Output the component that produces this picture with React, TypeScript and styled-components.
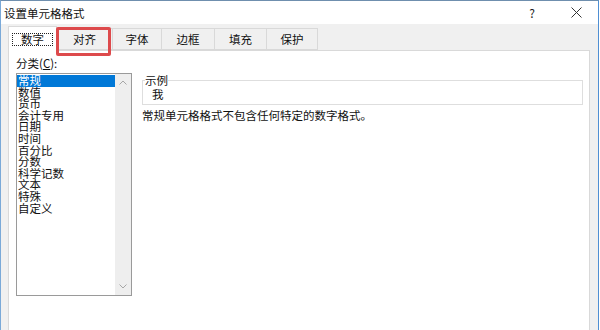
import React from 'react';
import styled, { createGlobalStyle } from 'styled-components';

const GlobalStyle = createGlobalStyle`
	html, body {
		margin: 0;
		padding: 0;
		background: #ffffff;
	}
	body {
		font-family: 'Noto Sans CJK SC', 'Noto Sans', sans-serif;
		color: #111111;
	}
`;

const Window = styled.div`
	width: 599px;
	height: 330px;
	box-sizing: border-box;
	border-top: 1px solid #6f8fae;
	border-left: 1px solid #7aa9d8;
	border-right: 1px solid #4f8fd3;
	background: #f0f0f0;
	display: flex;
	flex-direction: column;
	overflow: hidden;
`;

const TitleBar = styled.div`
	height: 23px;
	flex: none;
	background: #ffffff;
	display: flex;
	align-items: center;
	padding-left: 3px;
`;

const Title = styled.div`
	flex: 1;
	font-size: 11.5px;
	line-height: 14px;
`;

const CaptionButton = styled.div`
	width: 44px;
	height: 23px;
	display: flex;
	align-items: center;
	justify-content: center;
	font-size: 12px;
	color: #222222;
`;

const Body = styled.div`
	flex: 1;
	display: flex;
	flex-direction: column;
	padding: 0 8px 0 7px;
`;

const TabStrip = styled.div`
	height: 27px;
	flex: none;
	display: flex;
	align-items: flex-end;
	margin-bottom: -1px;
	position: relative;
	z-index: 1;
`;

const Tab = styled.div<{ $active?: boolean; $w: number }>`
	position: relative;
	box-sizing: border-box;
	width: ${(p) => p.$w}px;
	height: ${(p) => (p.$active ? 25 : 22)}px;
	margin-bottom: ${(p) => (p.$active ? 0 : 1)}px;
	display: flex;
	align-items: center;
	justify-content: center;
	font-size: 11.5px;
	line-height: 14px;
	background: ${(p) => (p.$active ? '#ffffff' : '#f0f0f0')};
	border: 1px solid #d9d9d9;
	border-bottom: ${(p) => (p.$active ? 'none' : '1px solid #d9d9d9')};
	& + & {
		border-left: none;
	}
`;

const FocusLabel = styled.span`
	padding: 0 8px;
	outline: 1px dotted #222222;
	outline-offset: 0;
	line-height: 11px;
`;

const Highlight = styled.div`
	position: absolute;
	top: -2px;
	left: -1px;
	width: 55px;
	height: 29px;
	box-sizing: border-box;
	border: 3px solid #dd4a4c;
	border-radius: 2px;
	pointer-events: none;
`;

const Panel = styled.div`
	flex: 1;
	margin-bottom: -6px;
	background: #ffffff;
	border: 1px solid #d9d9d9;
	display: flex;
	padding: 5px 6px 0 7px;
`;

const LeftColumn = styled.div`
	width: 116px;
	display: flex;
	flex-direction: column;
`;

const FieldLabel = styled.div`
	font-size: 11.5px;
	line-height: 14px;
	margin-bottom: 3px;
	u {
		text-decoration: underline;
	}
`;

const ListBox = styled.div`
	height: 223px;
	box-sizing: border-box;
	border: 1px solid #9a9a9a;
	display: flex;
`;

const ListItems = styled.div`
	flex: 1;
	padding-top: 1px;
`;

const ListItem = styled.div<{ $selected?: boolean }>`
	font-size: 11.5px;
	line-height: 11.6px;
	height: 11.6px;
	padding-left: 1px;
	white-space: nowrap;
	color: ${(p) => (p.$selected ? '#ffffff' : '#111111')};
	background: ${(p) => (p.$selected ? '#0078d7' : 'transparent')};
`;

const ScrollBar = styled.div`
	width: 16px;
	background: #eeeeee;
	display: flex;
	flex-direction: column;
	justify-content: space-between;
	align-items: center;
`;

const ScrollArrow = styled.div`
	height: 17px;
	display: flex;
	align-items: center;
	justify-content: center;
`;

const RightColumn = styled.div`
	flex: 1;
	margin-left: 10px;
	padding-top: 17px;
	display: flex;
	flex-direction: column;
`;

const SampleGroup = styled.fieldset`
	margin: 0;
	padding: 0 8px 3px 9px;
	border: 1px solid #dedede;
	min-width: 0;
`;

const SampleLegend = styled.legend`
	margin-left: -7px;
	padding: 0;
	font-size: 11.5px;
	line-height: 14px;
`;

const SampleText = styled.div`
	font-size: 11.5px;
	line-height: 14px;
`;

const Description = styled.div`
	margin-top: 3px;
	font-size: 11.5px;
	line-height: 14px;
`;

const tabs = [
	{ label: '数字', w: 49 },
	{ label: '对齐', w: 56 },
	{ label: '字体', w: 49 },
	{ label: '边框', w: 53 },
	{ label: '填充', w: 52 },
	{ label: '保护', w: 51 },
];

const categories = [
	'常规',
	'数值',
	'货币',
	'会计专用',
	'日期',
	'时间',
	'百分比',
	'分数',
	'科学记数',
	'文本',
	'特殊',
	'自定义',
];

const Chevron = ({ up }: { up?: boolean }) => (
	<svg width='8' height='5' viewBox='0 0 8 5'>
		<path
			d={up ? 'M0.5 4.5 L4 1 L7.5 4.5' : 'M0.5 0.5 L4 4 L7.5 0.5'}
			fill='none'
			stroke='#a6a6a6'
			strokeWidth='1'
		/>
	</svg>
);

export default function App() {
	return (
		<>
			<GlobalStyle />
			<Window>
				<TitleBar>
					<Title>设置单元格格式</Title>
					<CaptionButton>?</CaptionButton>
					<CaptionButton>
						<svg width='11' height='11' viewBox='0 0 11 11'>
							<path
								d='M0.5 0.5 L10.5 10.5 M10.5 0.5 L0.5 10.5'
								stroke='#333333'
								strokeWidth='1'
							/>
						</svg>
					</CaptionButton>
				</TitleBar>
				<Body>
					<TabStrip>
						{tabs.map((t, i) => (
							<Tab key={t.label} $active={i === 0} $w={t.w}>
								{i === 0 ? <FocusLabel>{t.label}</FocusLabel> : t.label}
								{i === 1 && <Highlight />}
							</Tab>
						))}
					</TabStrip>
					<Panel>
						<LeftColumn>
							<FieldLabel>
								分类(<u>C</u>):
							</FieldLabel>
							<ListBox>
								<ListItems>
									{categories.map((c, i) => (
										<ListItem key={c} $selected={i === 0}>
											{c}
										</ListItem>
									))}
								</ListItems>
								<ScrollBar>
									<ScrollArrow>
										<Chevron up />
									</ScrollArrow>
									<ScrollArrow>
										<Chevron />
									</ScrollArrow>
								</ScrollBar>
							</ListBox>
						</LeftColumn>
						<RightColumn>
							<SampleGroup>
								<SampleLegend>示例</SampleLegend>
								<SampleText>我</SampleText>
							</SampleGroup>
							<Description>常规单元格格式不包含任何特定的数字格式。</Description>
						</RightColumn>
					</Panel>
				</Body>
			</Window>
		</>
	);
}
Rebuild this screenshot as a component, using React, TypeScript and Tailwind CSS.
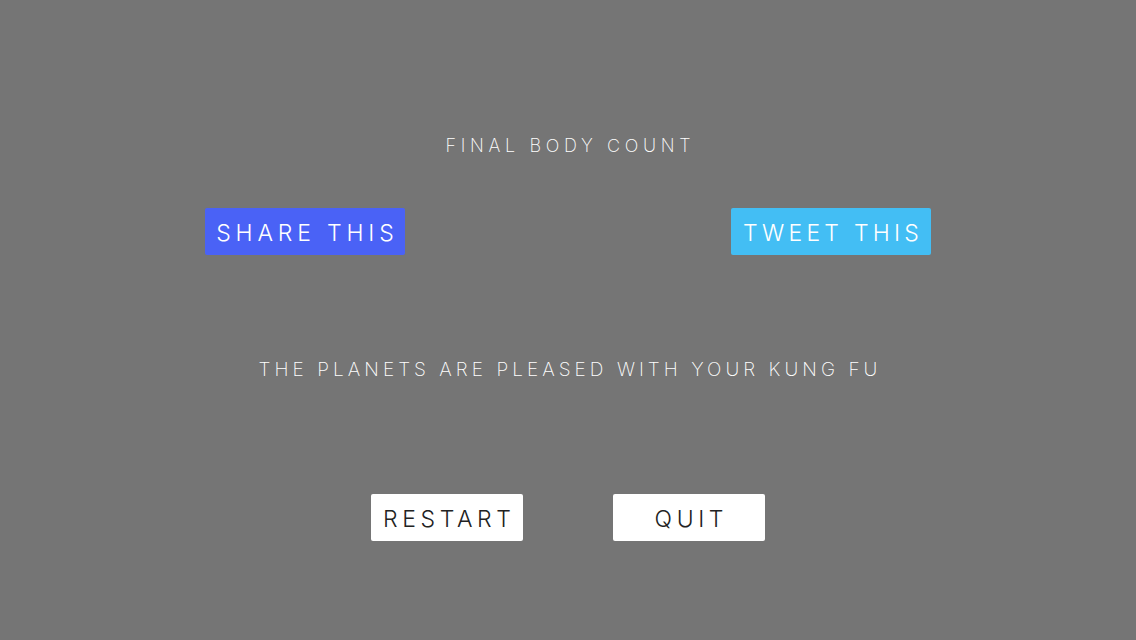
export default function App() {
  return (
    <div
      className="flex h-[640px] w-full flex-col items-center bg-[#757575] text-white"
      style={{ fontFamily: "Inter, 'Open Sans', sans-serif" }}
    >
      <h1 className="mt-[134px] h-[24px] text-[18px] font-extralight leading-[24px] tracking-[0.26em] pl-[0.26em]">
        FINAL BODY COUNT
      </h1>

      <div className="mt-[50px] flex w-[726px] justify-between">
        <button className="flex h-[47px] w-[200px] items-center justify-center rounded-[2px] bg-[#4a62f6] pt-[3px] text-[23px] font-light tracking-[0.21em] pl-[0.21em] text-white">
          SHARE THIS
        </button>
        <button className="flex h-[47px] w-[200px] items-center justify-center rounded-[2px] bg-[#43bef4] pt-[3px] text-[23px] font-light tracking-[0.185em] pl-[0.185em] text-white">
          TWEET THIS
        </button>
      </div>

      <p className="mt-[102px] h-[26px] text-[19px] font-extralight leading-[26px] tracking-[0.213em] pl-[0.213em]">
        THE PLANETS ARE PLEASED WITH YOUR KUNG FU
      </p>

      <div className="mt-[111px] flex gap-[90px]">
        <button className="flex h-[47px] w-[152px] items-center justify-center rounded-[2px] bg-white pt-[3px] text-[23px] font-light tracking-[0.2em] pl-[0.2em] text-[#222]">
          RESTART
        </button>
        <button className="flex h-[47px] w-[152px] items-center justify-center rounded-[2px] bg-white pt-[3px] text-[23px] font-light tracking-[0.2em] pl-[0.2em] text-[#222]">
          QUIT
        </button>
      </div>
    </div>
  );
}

========

**Exercise task**
For this exercise, gather every line of the data that contains the word "React".

**Solution**
Output the component that produces this picture with React, TypeScript and styled-components.
import React from 'react';
Rebuild this screenshot as a component, using React, TypeScript and Tailwind CSS.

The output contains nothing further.